Similarly, Shantideva says that when a person learns to separate the anger from the angry person, he is able to drop all rancour against the person. Instead one feels compassionate towards others’ pain and gets the strength to forgive abusers.
Difference between forbearance and passivity
However, there is a risk of confusing passivity with forbearance, especially in a relationship. There is nothing about forbearance, and even compassion, that precludes being firm. What is required is that we do not give in to the impulse of anger, resentment, and vengeance. Says Thupten Jinpa, “With forbearance you can firmly explain to your partner that what he or she did was unskilful and not constructive at all. Ideally, this kind of clarification should be done once the temperature has cooled down so that the other side does not take an immediately defensive stance. Generally, in close relationships where both the sides truly care for each other, there is a lot more room for people to bring their best through patience and understanding.”
What is also important is to recognise that bad behaviour is not in the best interest of the other. If our focus is on the other’s good rather than on our own injured feelings, what we say and how we say it will change substantially; and the energy of these words will impact the other positively.
“Forbearance and nonviolence are manifestations of inner strength. Inactivity resulting from incapacity cannot pass
for forbearance. Passivity is not restraint. If we are strong enough to react, but refrain from reacting, we practice true forbearance,” says Swami Yuktatmananda.
Forbearance in relationships
Forbearance is not the capacity to forgive the offender when he or she repents. Forbearance is the capacity to forgive without expecting any apology or repentance. You do it out of your own goodness, because it is the right thing to do. Often, I would scoff at my mother’s easy acceptance of people who were openly hostile to her. I would argue that she was being naïve, even stupid, for being tolerant of people who were taking her for granted. She would forgive people even before they had realised their mistakes. Once, I launched a tirade against a close relative who had the temerity to hint in my mother’s presence that she was tending to my bed-ridden grandmother out of an ulterior motive. This pinched her for a while, but she quickly overcame the hurt. When I asked her what made her forgive people so easily, she simply said, “Because that is the right thing to do.” I was rendered speechless.
This is when I realised the importance of not giving in to automatic reactivity, which often worsens the situation “If either of the two parties – especially in intimate relationships where emotional investments are high – are able to bring more forbearance into their interaction, they have an excellent chance of ensuring that difficult exchanges do not spiral into an exchange of reactivity. When reactivity dominates the tone of interaction, people become immediately defensive, and in such states, we tend to say hurtful things that leave lasting impressions,” says Thupten Jinpa. So forbearance helps us retain our sense of proportion, and deal with even difficult situations with calmness.

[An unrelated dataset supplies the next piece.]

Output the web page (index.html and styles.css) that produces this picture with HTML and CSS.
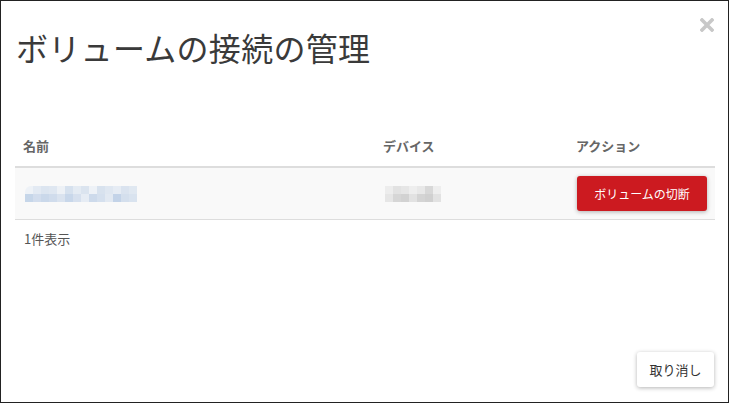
FILE: index.html
```html
<html lang="ja">
<head>
    <meta charset="UTF-8">
    <title>ボリュームの接続の管理</title>
    <link rel="stylesheet" href="styles.css">
</head>
<body>
    <div id="modal">
        <div id="close">
            <svg width="14" height="14" viewBox="0 0 14 14"><path d="M2 2L12 12M12 2L2 12" stroke="#c8c8c8" stroke-width="3.6" stroke-linecap="square"/></svg>
        </div>
        <div id="header">
            <h3>ボリュームの接続の管理</h3>
        </div>
        <div id="body">
            <table id="list">
                <thead>
                    <tr>
                        <th class="col-name">名前</th>
                        <th class="col-device">デバイス</th>
                        <th class="col-action">アクション</th>
                    </tr>
                </thead>
                <tbody>
                    <tr>
                        <td><div class="blur blur-name"><span></span><span></span><span></span><span></span><span></span><span></span><span></span><span></span><span></span><span></span><span></span><span></span><span></span><span></span><span></span><span></span><span></span><span></span><span></span><span></span><span></span><span></span><span></span><span></span><span></span><span></span><span></span><span></span></div></td>
                        <td><div class="blur blur-device"><span></span><span></span><span></span><span></span><span></span><span></span><span></span><span></span><span></span><span></span><span></span><span></span><span></span><span></span></div></td>
                        <td><button class="btn btn-danger">ボリュームの切断</button></td>
                    </tr>
                </tbody>
            </table>
            <p id="count">1件表示</p>
        </div>
        <div id="footer">
            <button class="btn btn-default">取り消し</button>
        </div>
    </div>
</body>
</html>
```

FILE: styles.css
```css
*{
    margin: 0;
    padding: 0;
    box-sizing: border-box;
}
body{
    font-family: "Noto Sans CJK JP", "Liberation Sans", sans-serif;
    color: #333;
}

#modal{
    width: 729px;
    height: 403px;
    border: 1px solid #222;
    background: #fff;
    position: relative;
    display: flex;
    flex-direction: column;
}

#close{
    position: absolute;
    top: 17px;
    right: 14px;
    width: 14px;
    height: 14px;
}
#close svg{
    display: block;
}

#header{
    padding: 28px 15px 0;
}
#header h3{
    font-size: 32px;
    line-height: 36px;
    font-weight: normal;
    color: #3a3a3a;
    letter-spacing: 0.3px;
}

#body{
    flex: 1;
    padding: 65px 13px 0 14px;
}

#list{
    width: 100%;
    border-collapse: collapse;
    font-size: 13px;
}
#list th{
    text-align: left;
    color: #666;
    font-weight: bold;
    padding: 6px 8px 10px;
    line-height: 20px;
    border-bottom: 2px solid #ddd;
}
.col-name{
    width: 360px;
}
.col-device{
    width: 193px;
}
#list td{
    background: #f9f9f9;
    padding: 8px 8px 8px 8px;
    border-bottom: 1px solid #ddd;
    vertical-align: middle;
}
#list td:last-child{
    padding-left: 9px;
}

.blur{
    display: grid;
    grid-auto-rows: 8px;
}
.blur span{
    display: block;
}
.blur-name{
    width: 112px;
    grid-template-columns: repeat(14, 8px);
    margin-left: 2px;
}
.blur-name span:nth-child(1){ background: #eef2f7; border-top-left-radius: 6px; }
.blur-name span:nth-child(2){ background: #e3eaf3; }
.blur-name span:nth-child(3){ background: #dce5f0; }
.blur-name span:nth-child(4){ background: #dfe7f1; }
.blur-name span:nth-child(5){ background: #edf1f6; }
.blur-name span:nth-child(6){ background: #d6e1ee; }
.blur-name span:nth-child(7){ background: #e4ebf3; }
.blur-name span:nth-child(8){ background: #dbe4ef; }
.blur-name span:nth-child(9){ background: #eef2f7; }
.blur-name span:nth-child(10){ background: #d8e2ee; }
.blur-name span:nth-child(11){ background: #dfe7f1; }
.blur-name span:nth-child(12){ background: #e6ecf4; }
.blur-name span:nth-child(13){ background: #dae3ef; }
.blur-name span:nth-child(14){ background: #e0e8f1; }
.blur-name span:nth-child(15){ background: #c6d6e9; }
.blur-name span:nth-child(16){ background: #d2dded; }
.blur-name span:nth-child(17){ background: #cad8ea; }
.blur-name span:nth-child(18){ background: #d0dcec; }
.blur-name span:nth-child(19){ background: #dae3ef; }
.blur-name span:nth-child(20){ background: #c8d7ea; }
.blur-name span:nth-child(21){ background: #d6e0ee; }
.blur-name span:nth-child(22){ background: #e6ecf4; }
.blur-name span:nth-child(23){ background: #cddaeb; }
.blur-name span:nth-child(24){ background: #d5e0ee; }
.blur-name span:nth-child(25){ background: #e2e9f2; }
.blur-name span:nth-child(26){ background: #c3d3e8; }
.blur-name span:nth-child(27){ background: #d4dfed; }
.blur-name span:nth-child(28){ background: #d9e3ef; }

.blur-device{
    width: 56px;
    grid-template-columns: repeat(7, 8px);
    margin-left: 2px;
}
.blur-device span:nth-child(1){ background: #ededed; }
.blur-device span:nth-child(2){ background: #e2e2e2; }
.blur-device span:nth-child(3){ background: #e6e6e6; }
.blur-device span:nth-child(4){ background: #eeeeee; }
.blur-device span:nth-child(5){ background: #e8e8e8; }
.blur-device span:nth-child(6){ background: #d8d8d8; }
.blur-device span:nth-child(7){ background: #eeeeee; }
.blur-device span:nth-child(8){ background: #e6e6e6; }
.blur-device span:nth-child(9){ background: #d6d6d6; }
.blur-device span:nth-child(10){ background: #d2d2d2; }
.blur-device span:nth-child(11){ background: #e2e2e2; }
.blur-device span:nth-child(12){ background: #d4d4d4; }
.blur-device span:nth-child(13){ background: #d0d0d0; }
.blur-device span:nth-child(14){ background: #e2e2e2; }

.btn{
    font-family: "Noto Sans CJK JP", "Liberation Sans", sans-serif;
    height: 35px;
    border: none;
    border-radius: 3px;
    cursor: pointer;
    box-shadow: 0 1px 4px rgba(0, 0, 0, 0.3);
}
.btn-danger{
    width: 130px;
    background: #cc1a20;
    color: #fff;
    font-size: 12px;
}
.btn-default{
    width: 77px;
    background: #fff;
    color: #333;
    font-size: 13px;
}

#count{
    font-size: 13px;
    color: #555;
    padding: 9px 9px;
    line-height: 20px;
}

#footer{
    display: flex;
    justify-content: flex-end;
    padding: 0 14px 15px;
}
```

My younger sister, all of 22, shows tremendous tolerance in the face of unprovoked inflictions just like my mother. Being the youngest in the family, and somewhat of a nonconformist, she is often subjected to needless barbs, mockery and bursts of anger from elders. “I think it is better to work on myself and my life instead of reacting or moping about all the wrongs done to me. God has made me for a purpose. I would rather shape my soul to reach that purpose than waste my time in being petty and lose my peace of mind in the process. Egotistical tugs of wars hold little significance in my life now for I have better things to do. If this means walking on the path alone, then so be it. I forgive and forget,” she told me once nonchalantly.
Perhaps, the first step towards practising forbearance on a daily basis is by focussing on ourselves and our situations than on other people. Be mindful of every hassle, be it slow moving traffic or a long queue, so that these small, everyday things do not unhinge us. Explains Jinpa, “You can then start practising it in relation to persons. First practise it with people with whom you do not have strong emotional attachment. You can then bring the practice into your family and your spouse. In the case of family and spouse, because you have to interact on a daily basis, and extensively, and because our identities and emotions are closely tied with theirs, it is often the most challenging area of our life where we ought not to become reactive.”

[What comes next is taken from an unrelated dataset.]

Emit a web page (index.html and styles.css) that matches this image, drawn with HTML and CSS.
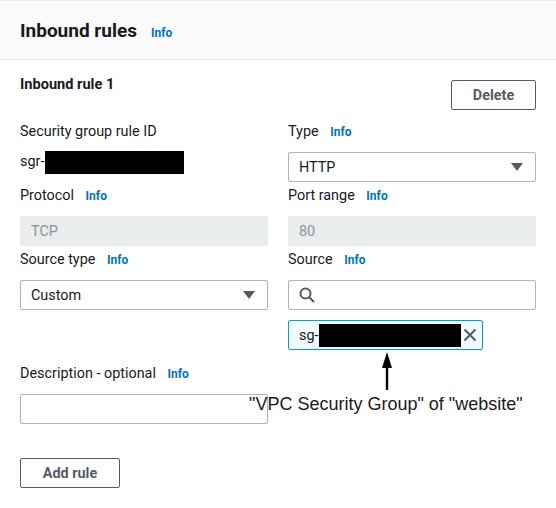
FILE: index.html
```html
<!DOCTYPE html>
<html>
<head>
<meta charset="utf-8">
<link rel="stylesheet" href="styles.css">
</head>
<body>
<div class="panel">
  <div class="panel-header">
    <h2 class="title">Inbound rules</h2>
    <a class="info">Info</a>
  </div>
  <div class="panel-body">
    <div class="rule-head">
      <span class="rule-title">Inbound rule 1</span>
      <button class="btn btn-delete">Delete</button>
    </div>
    <div class="grid">
      <div class="field">
        <div class="label">Security group rule ID</div>
        <div class="value">sgr-<span class="redact redact-sgr"></span></div>
      </div>
      <div class="field">
        <div class="label">Type <a class="info">Info</a></div>
        <div class="select">HTTP<span class="caret"></span></div>
      </div>
      <div class="field">
        <div class="label">Protocol <a class="info">Info</a></div>
        <div class="input disabled">TCP</div>
      </div>
      <div class="field">
        <div class="label">Port range <a class="info">Info</a></div>
        <div class="input disabled">80</div>
      </div>
      <div class="field">
        <div class="label">Source type <a class="info">Info</a></div>
        <div class="select">Custom<span class="caret"></span></div>
      </div>
      <div class="field">
        <div class="label">Source <a class="info">Info</a></div>
        <div class="input search">
          <svg class="search-icon" width="16" height="16" viewBox="0 0 16 16"><circle cx="6.5" cy="6.5" r="5" fill="none" stroke="#545b64" stroke-width="2"/><line x1="10.2" y1="10.2" x2="14.5" y2="14.5" stroke="#545b64" stroke-width="2" stroke-linecap="round"/></svg>
        </div>
        <div class="token">sg-<span class="redact redact-sg"></span>
          <svg class="token-x" width="14" height="14" viewBox="0 0 14 14"><path d="M1.5 1.5 L12.5 12.5 M12.5 1.5 L1.5 12.5" stroke="#545b64" stroke-width="2" fill="none"/></svg>
        </div>
      </div>
      <div class="field">
        <div class="label">Description - optional <a class="info">Info</a></div>
        <div class="input"></div>
      </div>
    </div>
    <button class="btn btn-add">Add rule</button>
  </div>
  <svg class="arrow" width="14" height="40" viewBox="0 0 14 40"><path d="M1 16 L6 0 L11 16 Z" fill="#000"/><line x1="6" y1="12" x2="6" y2="38" stroke="#000" stroke-width="2.4"/></svg>
  <div class="annotation">"VPC Security Group" of "website"</div>
</div>
</body>
</html>
```

FILE: styles.css
```css
* { box-sizing: border-box; }
html, body { margin: 0; padding: 0; background: #fff; }
body {
  font-family: Roboto, "Noto Sans", sans-serif;
  color: #16191f;
  font-size: 14.4px;
  width: 556px;
  height: 508px;
  overflow: hidden;
}
.panel { position: relative; height: 508px; }
.panel-header {
  height: 60px;
  background: #fafafa;
  border-top: 1px solid #eaeded;
  border-bottom: 1px solid #eaeded;
  display: flex;
  align-items: center;
  padding: 0 20px;
  gap: 14px;
}
.title {
  margin: 0;
  font-size: 19px;
  font-weight: 700;
  line-height: 22px;
  padding-top: 2px;
}
.info {
  color: #0073bb;
  font-size: 12px;
  font-weight: 700;
  margin-left: 8px;
  text-decoration: none;
}
.panel-header .info { margin-left: 0; padding-top: 5px; }
.panel-body { padding: 20px 20px 0 20px; }
.rule-head {
  display: flex;
  justify-content: space-between;
  align-items: flex-start;
  height: 42px;
}
.rule-title {
  font-weight: 700;
  font-size: 14.6px;
  line-height: 16px;
  margin-top: -4px;
}
.btn {
  font-family: Roboto, "Noto Sans", sans-serif;
  background: #fff;
  border: 1px solid #545b64;
  border-radius: 2px;
  color: #545b64;
  font-weight: 700;
  font-size: 14.4px;
  height: 30px;
  padding: 0;
}
.btn-delete { width: 85px; }
.btn-add { width: 100px; margin-top: 34px; }
.grid {
  display: grid;
  grid-template-columns: 248px 248px;
  column-gap: 20px;
  row-gap: 4px;
}
.field { display: flex; flex-direction: column; gap: 10px; }
.label { line-height: 20px; height: 20px; }
.value { line-height: 20px; height: 20px; display: flex; align-items: center; }
.redact { display: inline-block; background: #000; }
.redact-sgr { width: 139px; height: 23px; margin-left: 1px; }
.select, .input {
  height: 30px;
  border: 1px solid #aab7b8;
  border-radius: 2px;
  padding: 0 10px;
  display: flex;
  align-items: center;
  position: relative;
}
.caret {
  position: absolute;
  right: 12px;
  top: 10px;
  width: 0; height: 0;
  border-left: 6px solid transparent;
  border-right: 6px solid transparent;
  border-top: 8px solid #545b64;
}
.disabled {
  background: #eaeded;
  border-color: #eaeded;
  color: #879596;
}
.token {
  width: 195px;
  height: 30px;
  border: 1px solid #00a1c9;
  border-radius: 2px;
  background: #f1faff;
  display: flex;
  align-items: center;
  padding-left: 10px;
  margin-bottom: 10px;
}
.redact-sg { width: 142px; height: 23px; }
.token-x { margin-left: 2px; }
.arrow { position: absolute; left: 381px; top: 352px; }
.annotation {
  position: absolute;
  left: 249px;
  top: 393px;
  font-family: "Liberation Sans", Arial, sans-serif;
  font-size: 18px;
  line-height: 22px;
  color: #1a1a1a;
}
```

“When I or my loved ones go through difficult situations, I undergo a lot of unhappiness, anger, fear, hatred and similar negative feelings. At such times I recognise with awareness that these feelings will intensify the problem and affect my inner peace. Hence, with immediate mindfulness, I move on for my own good with the mindset that lighting a candle is better than cursing the darkness,” says Purnima Pandey, Associate Editor with Life Positive, Hindi. She prioritises getting out of a messy situation for the sake of her inner well-being, over fretting about who was right and who was wrong. Moreover, forbearance is directly related to willpower. According to Swami Yuktatmananda, “Our capacity to bear the inevitable ups and downs of life is proportional to the strength and purity of our will. The will is usually held captive by desires in the mind. To free it to grow strong and pure, we need to be regular with our spiritual practices, stop identifying with the mind, and assert our independence as the Atman. We should practice this always, not just at the time of meditation.”
Perhaps this virtue of forbearance was predominant in his mind when the renowned lyricist Gulzar wrote this beautiful prayer song:
Humko man ki shakti dena, man vijay karein
Doosron ki jai se pehle khudko jai karein…
Roughly it translates into “Bestow us with the strength to conquer our minds so that before triumphing over others, we can triumph over ourselves.”
While reactivity and retaliation make us lose precious energy, forbearance, on the other hand, strengthens our character as well as our capacities. Forbearance is the attitude of strong, brave and responsible people. Such people are aware of the stakes in any situation, and take responsibility for maintaining harmony and engendering an energetic uplift in the life of people around them.